Although research groups have focused on the perovskite structure quality to increase their size, Grätzel and his colleagues have adopted a different approach. A thin film perovskite light collector has a sandwich structure. Incoming light excites the perovskite layer and liberated electrons pass through a titania charge extraction layer on one side, with holes being transported through a NixMg1-xO lattice on the other. The team decided to leave the perovskite layer untouched and substituted the Ni(Mg)2+ and Ti4+ cations in the extraction layers with Li+ and Nb5+ ions. They found the conductivity of the device increased.
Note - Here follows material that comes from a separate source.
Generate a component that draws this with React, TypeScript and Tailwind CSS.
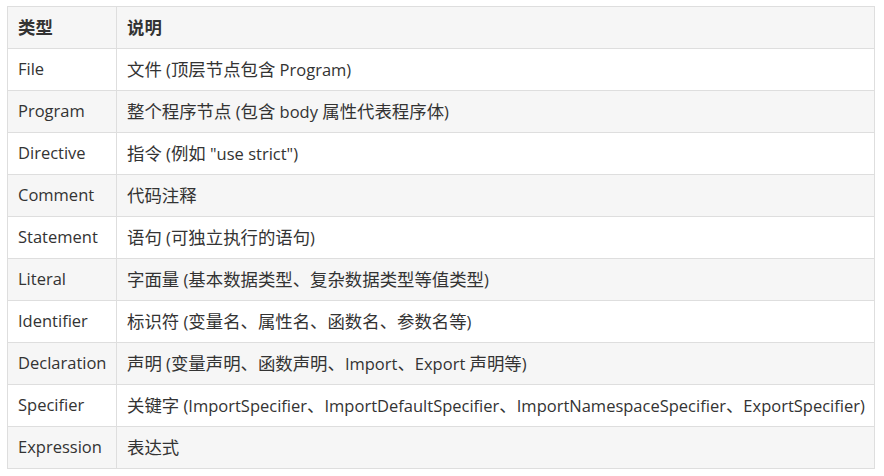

The group were also able to scale up the device to 1cm2 and test its stability. The solar cell’s efficiency, according to the group, is 16.2%, with the device retaining 90% of its initial performance after 1000hrs of light soaking. Although slightly lower than the team’s estimate, an efficiency measurement of 15% was verified by the National Institute of Advanced Industrial Science and Technology in Japan. This value has since been included in international solar cell efficiency tables.2

Eva Unger, a postdoc from Lund University in Sweden, whose recent work on perovskites has backed up Grätzel’s concerns, believes that any work on improving device stability is surely a good thing. ‘We know the material has certain issues,’ Unger tells Chemistry World. ‘Any improvement to enhance stability or any work understanding where instability stems from is really important, I think, in the development of this technology.’

Unger also goes on to explain that such research only reinforces the need for common ground on these issues in the perovskite community. ‘The community is such that we need to agree on common standards on how to establish long-term stability,’ she says. ‘There should be common measurement protocols as they were established in the OPV community or other solar cell communities.’